Franz Zeller über die Unmöglichkeit des Multitasking

Eins nach dem Andern

Sprechen Sie von Ihrem Gedächtnis oft so, als wäre es eine Festplatte? Versuchen Sie, so wie ihr Computer, viele Dinge gleichzeitig zu erledigen? Und scheitern sie auch oft daran? Gut so - das ist ein Zeichen, dass Sie richtig ticken.

Sprechen Sie von Ihrem Gedächtnis oft so, als wäre es eine Festplatte? - Dann sind Sie schon in die Falle gegangen. Statt Maschinen menschennah und human zu bauen, müllen wir den Körper mit Maschinenmetaphern zu und glauben dann, dass er so reagiert wie unsere Apparate - vom Computer bis zum Uhrwerk.

Und da Rechner viele Dinge gleichzeitig erledigen, erwarten wir dies auch von uns selber. Die Fähigkeit zum Multitasking, wie das parallele Abarbeiten von Aufgaben in der Computersprache heißt, weist uns im Arbeitsalltag als Leistungsochsen aus und damit als höchst konkurrenzfähig im antiquierten Wirtschafts-Rempelei-Spiel, das uns mit dem Versprechen "Leistung zählt" ködert.

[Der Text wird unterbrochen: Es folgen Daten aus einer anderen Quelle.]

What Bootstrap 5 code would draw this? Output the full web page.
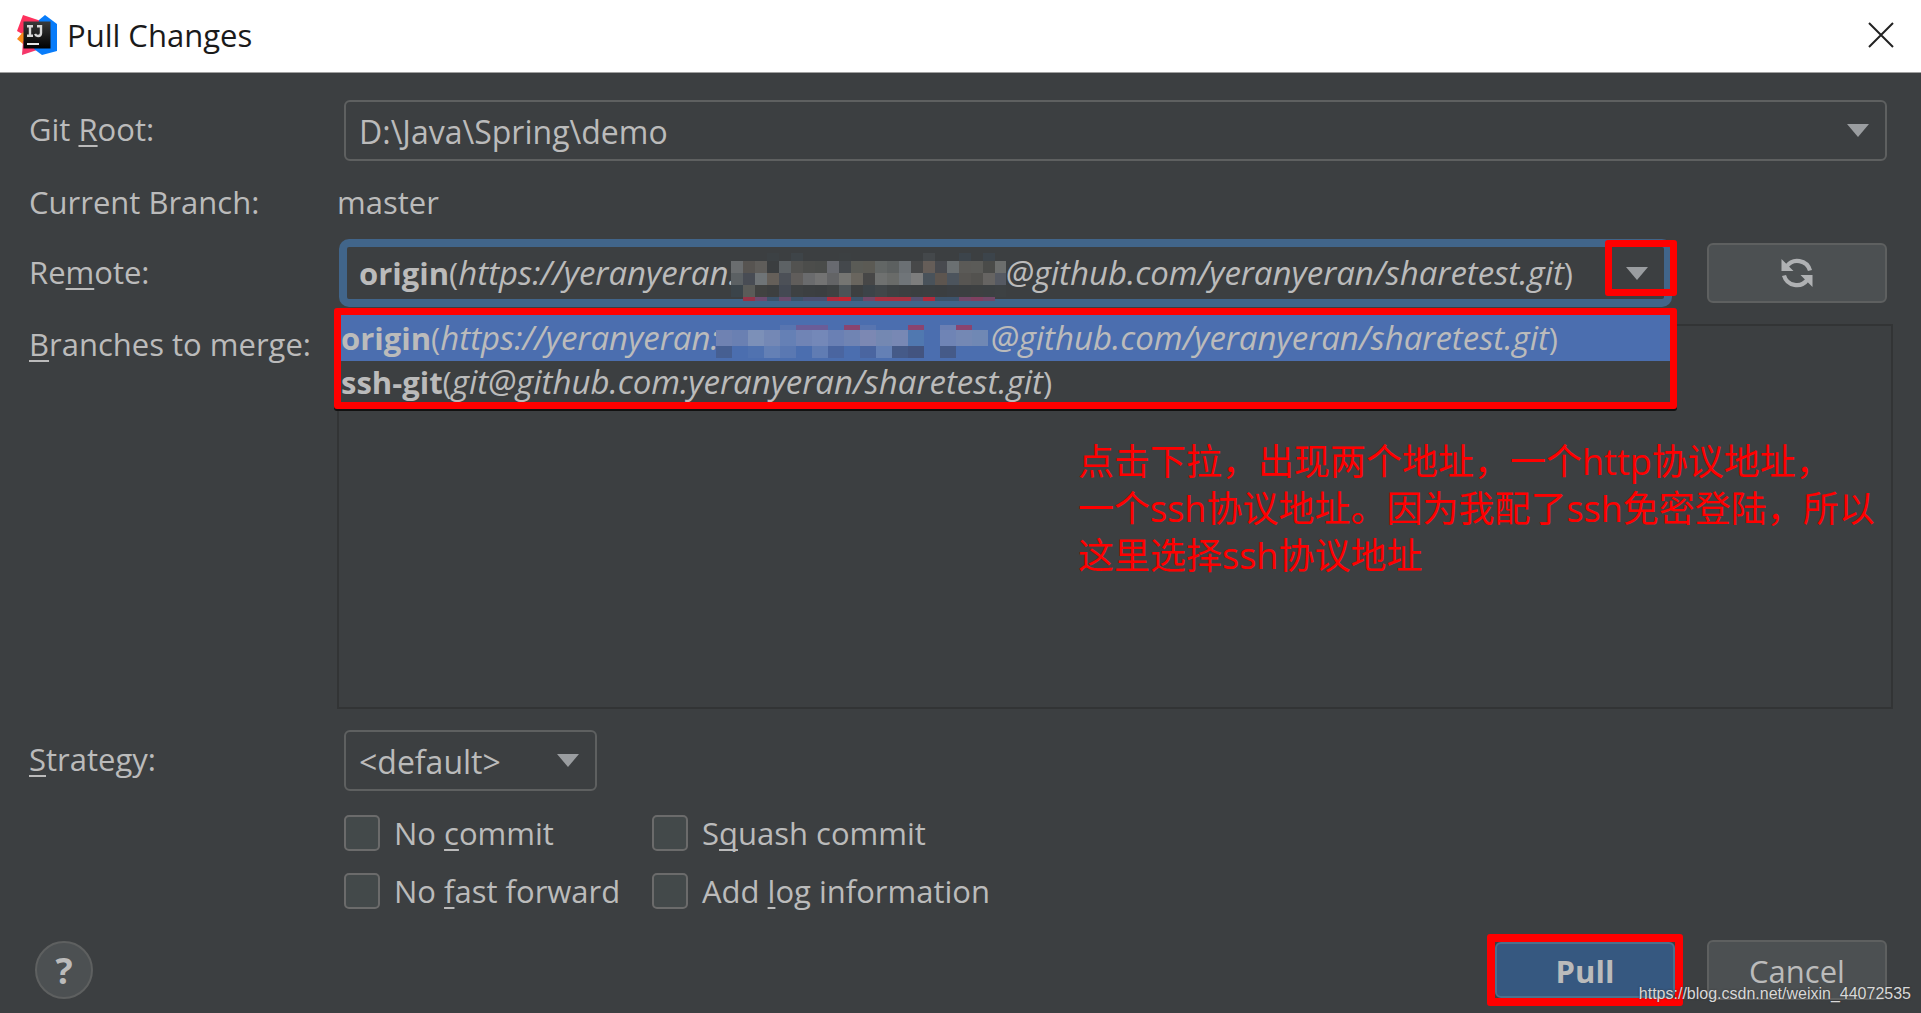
<!DOCTYPE html>
<html lang="en">
<head>
<meta charset="utf-8">
<meta name="viewport" content="width=device-width, initial-scale=1">
<title>Pull Changes</title>
<link href="https://cdn.jsdelivr.net/npm/bootstrap@5.3.0/dist/css/bootstrap.min.css" rel="stylesheet">
<style>
  :root { --ink: #bbbbbb; --panel: #3c3f41; --line: #5e6060; --alert: #ff0000; }
  body { font-family: "Open Sans", "Noto Sans CJK SC", sans-serif; font-size: 31px; line-height: 40px; color: var(--ink); background: var(--panel); }
  u { text-decoration-thickness: 2px; text-underline-offset: 4px; text-decoration-skip-ink: none; }

  .titlebar { height: 73px; padding: 0 26px 2px 17px; background: #fff; color: #1a1a1a; border-bottom: 1px solid #a0a0a0; }
  .titlebar h1 { font-size: 31px; line-height: 40px; font-weight: 400; margin: 0 0 0 10px; }
  .close-btn { width: 28px; height: 28px; }

  .dialog-body { padding: 27px 28px 7px 29px; }
  .field-label { flex: 0 0 308px; }
  label.field-label { padding-bottom: 3px; }
  .inset { padding: 0 6px 0 7px; }
  .master-row { margin: 21px 0 17px; }

  .dark-select {
    --bs-form-select-bg-img: url("data:image/svg+xml,%3csvg xmlns='http://www.w3.org/2000/svg' viewBox='0 0 22 13'%3e%3cpath fill='%239a9da0' d='M0 0h22L11 13z'/%3e%3c/svg%3e");
    height: 61px; padding: 2px 56px 0 13px; font-size: 32px; line-height: 40px;
    color: var(--ink); background-color: var(--panel); border: 2px solid var(--line); border-radius: 6px;
    background-size: 22px 13px; background-position: right 16px center;
  }
  .strategy-select { width: 253px; }

  .combo-wrap { margin-left: 2px; margin-right: 35px; }
  .remote-combo { height: 68px; padding: 0 0 0 12px; background: var(--panel); color: var(--ink); border: 8px solid #41658a; border-radius: 10px; }
  .arrow-frame { top: 1px; right: -5px; width: 72px; height: 56px; border: 7px solid var(--alert); border-radius: 3px; pointer-events: none; }
  .popup { top: 69px; left: -5px; right: -5px; z-index: 5; background: var(--panel); border: 7px solid var(--alert); border-radius: 3px; box-shadow: 0 2px 0 #111; margin: 0; padding: 0; list-style: none; }
  .popup li { height: 41px; }
  .popup li.picked { height: 46px; background: #4b6eaf; }
  .repo-text { white-space: nowrap; line-height: 40px; }
  .repo-text i { font-size: 33px; }
  .repo-text svg { flex: none; margin-left: -7px; }

  .dark-btn { width: 180px; height: 60px; padding: 0; font-size: 31px; line-height: 40px; color: var(--ink); background: #4c5052; border: 2px solid var(--line); border-radius: 6px; }
  .pull-frame { padding: 0; border: 8px solid var(--alert); border-radius: 3px; margin-right: 24px; }
  .pull-btn { height: 56px; background: #365880; border-color: #4c708c; font-weight: 700; }
  .dark-btn:hover { color: #fff; background: #585c5e; }
  .refresh-cell { padding-right: 6px; }

  .branch-row { margin: 17px 0 21px; }
  .branch-list { border: 2px solid #323435; padding: 112px 12px 0; }
  .branch-note { width: 801px; margin: 0; color: var(--alert); font-size: 36px; line-height: 47px; white-space: nowrap; }

  .option-grid { display: grid; grid-template-columns: 308px 1fr; row-gap: 22px; margin-top: 24px; padding-left: 315px; }
  .option-grid .form-check { min-height: 36px; padding: 0; margin: 0; }
  .option-grid .form-check-input { float: none; flex: none; width: 36px; height: 36px; margin: 0 14px 0 0; background-color: #43494a; border: 2px solid #6b6b6b; border-radius: 5px; }
  .option-grid label { line-height: 36px; white-space: nowrap; }

  .dialog-footer { margin-top: 25px; padding: 0 6px; }
  .dialog-footer .dark-btn, .help-btn { padding-top: 2px; }
  .help-btn { width: 58px; height: 58px; font-size: 36px; line-height: 40px; font-weight: 700; color: var(--ink); background: #4c5052; border: 2px solid var(--line); }
  .watermark { right: 10px; bottom: 7px; font-family: "Liberation Sans", sans-serif; font-size: 16px; line-height: 24px; color: #d8d8d8; text-decoration: none; text-shadow: 0 0 2px #333; }
</style>
</head>
<body class="min-vh-100 d-flex flex-column position-relative">

<header class="titlebar d-flex align-items-center">
  <svg width="40" height="40" viewBox="0 0 40 40" aria-hidden="true">
    <defs><linearGradient id="plate" x2="0" y2="1"><stop stop-color="#3a3a3a"/><stop offset="1" stop-color="#000"/></linearGradient></defs>
    <path fill="#fe315d" d="M6 0 24 6 14 24 0 16z"/>
    <path fill="#f98a1a" d="M6 17 0 24 6 29 14 22z"/>
    <path fill="#f5376a" d="M6 26 16 26 20 35 5 40z"/>
    <path fill="#087cfa" d="M28 0 40 9V36L25 40 17 34 22 5z"/>
    <path fill="url(#plate)" d="M6.500 6.500h27v27h-27z"/>
    <path fill="none" stroke="#d8d8d8" stroke-width="2.400" d="M10 11.200h6M13 11v10M10 20.800h6M20 11.200h4V18c0 2-1 3-3 3s-2.500-1-3-2"/>
    <path fill="#e8e8e8" d="M10 28h12v2H10z"/>
  </svg>
  <h1>Pull Changes</h1>
  <button type="button" class="close-btn btn p-0 border-0 ms-auto d-flex align-items-center justify-content-center" aria-label="Close">
    <svg width="26" height="26" viewBox="0 0 26 26"><path d="M1 1 25 25M25 1 1 25" stroke="#222" stroke-width="2"/></svg>
  </button>
</header>

<main class="dialog-body d-flex flex-column flex-grow-1">
  <div class="d-flex align-items-center">
    <label class="field-label" for="gitRoot">Git <u>R</u>oot:</label>
    <div class="inset flex-grow-1">
      <select id="gitRoot" class="form-select dark-select"><option>D:\Java\Spring\demo</option></select>
    </div>
  </div>

  <div class="master-row d-flex">
    <span class="field-label">Current Branch:</span>
    <span>master</span>
  </div>

  <div class="d-flex align-items-center">
    <label class="field-label" for="remote">Re<u>m</u>ote:</label>
    <div class="combo-wrap position-relative flex-grow-1">
      <button type="button" id="remote" role="combobox" aria-expanded="true" aria-controls="remoteList" class="remote-combo w-100 d-flex align-items-center text-start">
        <span class="repo-text d-flex align-items-center"><b>origin</b>(<i>https://yeranyeran:</i><svg id="mosaicDark" width="276" height="58" aria-hidden="true"></svg><i>@github.com/yeranyeran/sharetest.git</i>)</span>
        <svg class="ms-auto me-3" width="22" height="13" viewBox="0 0 22 13" aria-hidden="true"><path fill="#9a9da0" d="M0 0h22L11 13z"/></svg>
      </button>
      <div class="arrow-frame position-absolute"></div>
      <ul id="remoteList" role="listbox" class="popup position-absolute">
        <li role="option" aria-selected="true" class="picked repo-text d-flex align-items-center"><b>origin</b>(<i>https://yeranyeran:</i><svg id="mosaicBlue" width="279" height="46" aria-hidden="true"></svg><i>@github.com/yeranyeran/sharetest.git</i>)</li>
        <li role="option" aria-selected="false" class="repo-text d-flex align-items-center"><b>ssh-git</b>(<i>git@github.com:yeranyeran/sharetest.git</i>)</li>
      </ul>
    </div>
    <div class="refresh-cell">
      <button type="button" class="dark-btn d-flex align-items-center justify-content-center" aria-label="Refresh remotes">
        <svg width="32" height="32" viewBox="0 0 32 32" fill="none" stroke="#afb1b3" stroke-width="4.200">
          <path d="M29 13.500A13.200 13.200 0 0 0 5.500 9.500M3 18.500A13.200 13.200 0 0 0 26.500 22.500"/>
          <path fill="#afb1b3" stroke="none" d="M.5 2V14H12.500zM31.500 30V18H19.500z"/>
        </svg>
      </button>
    </div>
  </div>

  <div class="branch-row d-flex flex-grow-1">
    <span class="field-label" id="branchLabel"><u>B</u>ranches to merge:</span>
    <div class="branch-list flex-grow-1 d-flex justify-content-end" role="group" aria-labelledby="branchLabel">
      <p class="branch-note">点击下拉，出现两个地址，一个http协议地址，<br>一个ssh协议地址。因为我配了ssh免密登陆，所以<br>这里选择ssh协议地址</p>
    </div>
  </div>

  <div class="d-flex align-items-center">
    <label class="field-label" for="strategy"><u>S</u>trategy:</label>
    <div class="inset">
      <select id="strategy" class="form-select dark-select strategy-select"><option>&lt;default&gt;</option></select>
    </div>
  </div>

  <div class="option-grid">
    <div class="form-check d-flex"><input class="form-check-input" type="checkbox" id="noCommit"><label for="noCommit">No <u>c</u>ommit</label></div>
    <div class="form-check d-flex"><input class="form-check-input" type="checkbox" id="squash"><label for="squash">S<u>q</u>uash commit</label></div>
    <div class="form-check d-flex"><input class="form-check-input" type="checkbox" id="noFf"><label for="noFf">No <u>f</u>ast forward</label></div>
    <div class="form-check d-flex"><input class="form-check-input" type="checkbox" id="addLog"><label for="addLog">Add <u>l</u>og information</label></div>
  </div>

  <footer class="dialog-footer d-flex align-items-center">
    <button type="button" class="help-btn rounded-circle" aria-label="Help">?</button>
    <div class="pull-frame ms-auto d-flex"><button type="button" class="dark-btn pull-btn">Pull</button></div>
    <button type="button" class="dark-btn">Cancel</button>
  </footer>
</main>

<a class="watermark position-absolute" href="https://blog.csdn.net/weixin_44072535">https://blog.csdn.net/weixin_44072535</a>

<script src="https://cdn.jsdelivr.net/npm/bootstrap@5.3.0/dist/js/bootstrap.bundle.min.js"></script>
<script>
  // Censored user names: each row is [y, height, colours...], "-" leaves a cell empty.
  function mosaic(id, x0, cell, rows) {
    const svg = document.getElementById(id);
    rows.forEach(([y, h, colours]) => colours.split(' ').forEach((c, i) => {
      if (c === '-') return;
      const r = document.createElementNS('http://www.w3.org/2000/svg', 'rect');
      r.setAttribute('x', x0 + i * cell); r.setAttribute('y', y);
      r.setAttribute('width', cell); r.setAttribute('height', h);
      r.setAttribute('fill', '#' + c);
      svg.appendChild(r);
    }));
  }
  mosaic('mosaicDark', 1, 12, [
    [9, 8, '- - - 3c4144 - 3e4448 - - - 3c4042 - - - - - - 44484b - - 3c444b - 3c444b -'],
    [17, 12, '6a6d6f 575451 5f5d5a 3b3e40 5d6265 525250 4c4d4b 4a4c4a 686a70 44484c 5a5b56 5b5a54 626665 5c6060 6b7074 474849 655d58 484a4f 6b7072 5b5a57 5b5b58 4a4b49 6c6e6d'],
    [29, 12, '5b6063 484c54 6f7477 655f59 4c5057 605d5b 6a6b6d 737373 636466 757572 69655e 474747 6f7170 696b69 707579 7d7d7d 49525a 5d554f 4c545d 575552 53524f 666462 555962'],
    [41, 12, '3b444a 5a5b58 414241 3d3f40 444953 3e4143 3c3f41 3b3e40 3e4142 4d5357 3d3f40 3c4348 414649 3d4143 3c3f41 3b3e40 3b3f41 3b3e40 3b3f43 3c3f41 3d4041 3c4042 3d4143'],
    [53, 4, '- 963348 6d4b70 3d536b 6a4b6c 3d536b 4c5070 4c5070 b02a3c c42430 3d536b 724868 a83040 a83040 a83040 565070 b02a3c 3d536b 3d536b 724868 804060 724868 -']
  ]);
  mosaic('mosaicBlue', 4, 16, [
    [10, 5, '- - - - 5875b0 6a5d98 6a5d98 - 8a4470 5875b0 - - 8a4470 - 6a7fb3 8a4470 -'],
    [15, 16, '6f82b2 6a80b2 7c90b8 7488b5 6580b5 7084b5 7488b8 6a80b4 7084b3 7c88b3 7488b2 7888b4 5078b0 4b6eaf 6f84b5 7488b4 7088b4'],
    [31, 12, '465f92 4b6eaf 5072b0 6480b5 5a78b2 4b6eaf 607cb3 4a65a0 4b6eaf 4a65a0 6480b5 455a88 435480 4b6eaf 455a88 4b6eaf 4b6eaf']
  ]);
</script>
</body>
</html>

Nur: Menschen sind so gut wie nicht multitasking-fähig. Paradoxerweise haben das unter anderem Untersuchungen an Microsoft-Mitarbeitern gezeigt. Da war der Studienautor Eric Horvitz überrascht, dass jene, die bei ihrer Arbeit durch Anrufe oder E-Mails unterbrochen wurden, nach jeder Störung im Schnitt 15 Minuten brauchten, um wieder in ihr Projekt hinein zu finden.

"Man wird langsamer und die Wahrscheinlichkeit von Fehlern steigt", konstatiert auch David E. Meyer, Kognitionswissenschafter an der University of Michigan. René Marois vom Human Information Processing Laboratory an der Vanderbilt University zwang seine Versuchspersonen, zwei Dinge gleichzeitig zu tun und Antworten auf Fragen zu geben. Im Schnitt brauchten die Multitasker für ihre Reaktion eine Sekunde länger als jene, die nur eine Aufgabe zu erfüllen hatten.

Eine Sekunde: Das scheint nicht viel zu sein. Aber bei Tätigkeiten, die hohe Konzentration erfordern, etwa Autofahren, entscheidet eine Sekunde unter Umständen über Leben und Tod. Lenken und Telefonieren - selbst mit einem Knopf im Ohr - reduzieren die Reaktionsgeschwindigkeit dramatisch.

Grund zum Verzweifeln ist das noch keiner: Unser Gehirn ist noch immer ein unvorstellbarer Kognitionsprotz, bloß: Man sollte halt nicht gleichzeitig Lernen und Musikhören oder ein E-Mail tippen, während man mit dem Kollegen ein Projekt bespricht. Vor allem nicht als Mann. Wie 80 Prozent aller Befragten in einer bereits Jahre zurückliegenden Studie meinten, seien Frauen die besseren Multitasker. Gehirnforscher begründeten deren Vorherrschaft beim gleichzeitigen Bewältigen von Arbeiten mit dem besseren Zusammenspiel der weiblichen Gehirnhälften.

Vielleicht liegt es aber auch nur daran, dass Frauen traditionell mehr leisten müssen, um wahrgenommen zu werden. Multitasking wäre dann so etwas wie eine evolutionäre Strategie, um den Anforderungen der Lebensumwelt gewachsen zu bleiben. Intelligente Männer hingegen könnten ihre Defizite nutzen, um mehr Lebensqualität zu erreichen - indem sie immer eine Sache nach der anderen machen. Wie sagte doch Clint Eastwood alias "Dirty Harry": "Ein Mann muss seine Grenzen kennen."